Water where plants need it the most – at the roots. Slow deep watering once a week and letting the soil dry out completely between watering helps encourage drought-tolerant root growth. Light, frequent watering is harmful because it encourages shallow root growth and enhances germination of weed seeds. You can check the soil wetting depth with a screwdriver or stake.

  • Flowers and vegetables: water the top 10 – 15 cm of soil
  • Trees and shrubs: water the top 20 – 25 cm of soil, around the drip-line of trees (area below the branches where water drips from the leaves) - not at the trunk.

Install a micro/drip irrigation system to effectively water the plant roots and tailor to individual plant needs. During even the most stringent water conservation measures, micro/drip irrigation systems can be used to water flowers, vegetables, trees and shrubs.

Do not water on windy, cool, overcast or rainy days. Consider making your irrigation system more water efficient by installing a rain shut-off device that will automatically turn your system off when it is raining.

Choose Native Plants

Garden with drought tolerant native plants. Adapted to the local climate, native plants are usually happy with only rainfall, even in the dry summer, once established. They also attract local birds, pollinators, and small mammals, which can act as natural pest control.

Take Care of Your Soil

Healthy soil will help your garden thrive and need less water. Good soil has a balance of pH, moisture retention, good drainage and organic material.

Weed regularly. Weeds compete with your plants for moisture. Overwatering can encourage weed seeds to germinate so only water when your plants really need it.

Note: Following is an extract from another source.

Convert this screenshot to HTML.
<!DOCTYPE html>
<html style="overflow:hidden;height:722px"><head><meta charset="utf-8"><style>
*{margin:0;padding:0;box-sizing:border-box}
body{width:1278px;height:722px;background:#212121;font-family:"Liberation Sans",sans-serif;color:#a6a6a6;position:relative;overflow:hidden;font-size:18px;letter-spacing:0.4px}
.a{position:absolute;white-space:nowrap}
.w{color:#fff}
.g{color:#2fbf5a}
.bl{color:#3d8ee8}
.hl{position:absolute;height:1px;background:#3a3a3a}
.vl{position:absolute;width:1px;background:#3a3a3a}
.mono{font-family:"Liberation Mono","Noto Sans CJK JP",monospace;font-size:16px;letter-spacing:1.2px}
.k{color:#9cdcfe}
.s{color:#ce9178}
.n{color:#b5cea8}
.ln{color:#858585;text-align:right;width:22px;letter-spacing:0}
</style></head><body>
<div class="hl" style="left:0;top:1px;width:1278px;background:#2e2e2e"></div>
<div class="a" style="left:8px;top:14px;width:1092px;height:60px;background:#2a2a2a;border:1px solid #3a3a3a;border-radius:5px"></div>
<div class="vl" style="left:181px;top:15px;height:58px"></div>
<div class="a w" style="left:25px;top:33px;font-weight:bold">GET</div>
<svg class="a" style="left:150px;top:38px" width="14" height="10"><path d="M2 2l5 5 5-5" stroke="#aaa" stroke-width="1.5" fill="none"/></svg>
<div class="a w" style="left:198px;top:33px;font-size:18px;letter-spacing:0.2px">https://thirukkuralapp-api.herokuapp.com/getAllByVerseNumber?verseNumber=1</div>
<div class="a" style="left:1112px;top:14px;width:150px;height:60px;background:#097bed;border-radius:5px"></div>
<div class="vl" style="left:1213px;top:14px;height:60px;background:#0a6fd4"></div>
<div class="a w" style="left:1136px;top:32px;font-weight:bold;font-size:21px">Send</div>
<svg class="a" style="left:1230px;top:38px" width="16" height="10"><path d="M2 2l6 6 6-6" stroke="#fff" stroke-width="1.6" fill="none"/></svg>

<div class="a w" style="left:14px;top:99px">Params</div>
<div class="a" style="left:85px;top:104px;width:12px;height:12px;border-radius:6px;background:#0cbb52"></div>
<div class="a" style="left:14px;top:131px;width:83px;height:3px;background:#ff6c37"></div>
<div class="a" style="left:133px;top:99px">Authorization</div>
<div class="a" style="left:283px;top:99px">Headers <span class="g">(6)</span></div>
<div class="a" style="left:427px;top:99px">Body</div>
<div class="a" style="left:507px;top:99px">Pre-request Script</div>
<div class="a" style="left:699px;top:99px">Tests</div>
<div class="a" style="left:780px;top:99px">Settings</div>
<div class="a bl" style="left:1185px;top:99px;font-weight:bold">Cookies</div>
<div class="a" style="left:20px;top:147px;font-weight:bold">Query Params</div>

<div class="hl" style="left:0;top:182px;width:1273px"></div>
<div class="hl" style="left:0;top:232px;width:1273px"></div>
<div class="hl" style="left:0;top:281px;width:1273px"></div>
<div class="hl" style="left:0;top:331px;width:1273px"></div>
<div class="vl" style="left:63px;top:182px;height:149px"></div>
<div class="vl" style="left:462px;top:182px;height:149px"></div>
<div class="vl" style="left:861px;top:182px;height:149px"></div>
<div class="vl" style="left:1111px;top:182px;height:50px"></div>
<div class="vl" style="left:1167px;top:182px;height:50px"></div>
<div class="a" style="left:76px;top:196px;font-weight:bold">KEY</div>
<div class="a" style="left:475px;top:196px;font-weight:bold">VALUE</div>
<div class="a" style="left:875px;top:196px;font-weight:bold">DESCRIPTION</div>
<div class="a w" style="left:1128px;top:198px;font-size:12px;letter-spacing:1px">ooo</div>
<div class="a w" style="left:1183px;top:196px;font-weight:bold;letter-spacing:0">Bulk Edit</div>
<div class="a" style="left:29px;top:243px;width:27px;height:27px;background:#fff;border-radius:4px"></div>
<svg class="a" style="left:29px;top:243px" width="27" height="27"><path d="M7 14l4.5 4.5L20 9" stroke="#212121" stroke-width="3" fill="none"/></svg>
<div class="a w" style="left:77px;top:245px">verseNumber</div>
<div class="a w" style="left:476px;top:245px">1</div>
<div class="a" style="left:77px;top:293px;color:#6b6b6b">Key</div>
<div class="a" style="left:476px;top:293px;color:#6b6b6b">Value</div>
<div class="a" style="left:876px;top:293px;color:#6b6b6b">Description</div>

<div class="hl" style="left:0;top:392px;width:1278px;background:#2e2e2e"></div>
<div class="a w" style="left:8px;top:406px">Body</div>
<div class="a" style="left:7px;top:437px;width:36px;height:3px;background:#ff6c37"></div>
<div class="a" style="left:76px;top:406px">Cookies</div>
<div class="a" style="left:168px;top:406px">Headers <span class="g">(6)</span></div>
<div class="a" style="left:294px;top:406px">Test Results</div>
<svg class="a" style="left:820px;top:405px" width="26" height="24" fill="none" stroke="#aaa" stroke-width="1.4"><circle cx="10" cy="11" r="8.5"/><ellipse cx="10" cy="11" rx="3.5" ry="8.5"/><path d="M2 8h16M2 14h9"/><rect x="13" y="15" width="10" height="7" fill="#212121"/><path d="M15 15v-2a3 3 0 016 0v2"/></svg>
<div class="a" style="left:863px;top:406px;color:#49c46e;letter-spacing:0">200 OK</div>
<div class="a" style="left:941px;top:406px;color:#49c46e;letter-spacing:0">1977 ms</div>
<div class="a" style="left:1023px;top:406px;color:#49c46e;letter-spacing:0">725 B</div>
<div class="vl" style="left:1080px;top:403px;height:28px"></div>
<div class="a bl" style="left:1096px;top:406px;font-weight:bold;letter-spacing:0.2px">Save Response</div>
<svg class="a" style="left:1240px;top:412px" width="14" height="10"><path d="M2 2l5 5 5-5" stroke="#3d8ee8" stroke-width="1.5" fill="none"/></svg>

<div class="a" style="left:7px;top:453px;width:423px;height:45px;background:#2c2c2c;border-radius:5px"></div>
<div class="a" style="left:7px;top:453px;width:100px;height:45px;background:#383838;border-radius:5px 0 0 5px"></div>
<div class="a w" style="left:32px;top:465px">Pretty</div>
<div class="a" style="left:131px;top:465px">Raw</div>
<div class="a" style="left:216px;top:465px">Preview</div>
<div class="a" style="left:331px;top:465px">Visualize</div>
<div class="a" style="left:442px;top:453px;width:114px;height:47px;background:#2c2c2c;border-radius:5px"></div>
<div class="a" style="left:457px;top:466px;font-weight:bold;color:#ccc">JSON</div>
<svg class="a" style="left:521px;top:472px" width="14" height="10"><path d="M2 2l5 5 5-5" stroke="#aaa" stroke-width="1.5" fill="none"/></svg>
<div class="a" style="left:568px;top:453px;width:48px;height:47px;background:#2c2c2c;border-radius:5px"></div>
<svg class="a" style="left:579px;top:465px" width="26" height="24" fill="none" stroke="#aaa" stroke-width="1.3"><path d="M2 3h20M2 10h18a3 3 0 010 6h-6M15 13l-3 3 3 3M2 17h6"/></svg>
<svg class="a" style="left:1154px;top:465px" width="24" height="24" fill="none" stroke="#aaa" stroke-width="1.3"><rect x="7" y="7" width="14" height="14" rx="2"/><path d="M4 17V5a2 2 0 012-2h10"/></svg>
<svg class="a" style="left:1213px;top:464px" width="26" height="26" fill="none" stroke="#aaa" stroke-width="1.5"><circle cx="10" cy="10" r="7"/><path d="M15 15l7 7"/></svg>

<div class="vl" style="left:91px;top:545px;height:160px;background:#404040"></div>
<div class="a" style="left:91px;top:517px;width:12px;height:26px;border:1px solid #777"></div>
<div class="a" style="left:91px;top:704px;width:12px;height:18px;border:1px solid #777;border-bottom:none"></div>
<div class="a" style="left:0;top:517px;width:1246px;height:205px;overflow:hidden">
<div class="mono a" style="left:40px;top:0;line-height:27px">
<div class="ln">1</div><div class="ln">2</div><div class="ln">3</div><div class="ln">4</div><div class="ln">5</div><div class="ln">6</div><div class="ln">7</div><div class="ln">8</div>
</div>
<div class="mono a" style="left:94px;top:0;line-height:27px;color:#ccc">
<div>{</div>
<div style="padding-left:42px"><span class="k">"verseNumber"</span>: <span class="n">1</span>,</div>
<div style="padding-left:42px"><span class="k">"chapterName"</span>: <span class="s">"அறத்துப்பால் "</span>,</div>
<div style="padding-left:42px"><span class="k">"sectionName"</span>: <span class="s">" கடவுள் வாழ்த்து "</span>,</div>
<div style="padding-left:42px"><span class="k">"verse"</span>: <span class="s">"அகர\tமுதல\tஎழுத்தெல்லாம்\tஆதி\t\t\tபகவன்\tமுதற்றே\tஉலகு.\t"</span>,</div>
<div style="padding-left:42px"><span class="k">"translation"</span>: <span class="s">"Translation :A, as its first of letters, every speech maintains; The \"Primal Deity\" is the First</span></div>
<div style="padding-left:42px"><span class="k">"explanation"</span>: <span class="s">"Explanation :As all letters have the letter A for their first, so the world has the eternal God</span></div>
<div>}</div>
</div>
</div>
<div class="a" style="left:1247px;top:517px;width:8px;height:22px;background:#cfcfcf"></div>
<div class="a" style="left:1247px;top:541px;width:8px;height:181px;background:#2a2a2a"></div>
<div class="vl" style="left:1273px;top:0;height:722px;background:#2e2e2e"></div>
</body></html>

Add mulch. As a 5 – 10 cm protective layer around plants, mulch reduces the number of weeds, conserves soil moisture, moderates soil temperatures and adds beneficial nutrients back into the soil. Keep mulch at least an inch away from plant stems. Types of mulch: leaves, compost, grass clippings, straw, wood chips and coarse bark.

  • More information about mulch.

Containers dry out faster compared to established flower or vegetable beds. Keep soil moist as it is easier than re-hydrating dry soil, particularly when plants are flowering. Make sure container have adequate drainage to prevent root rot problems.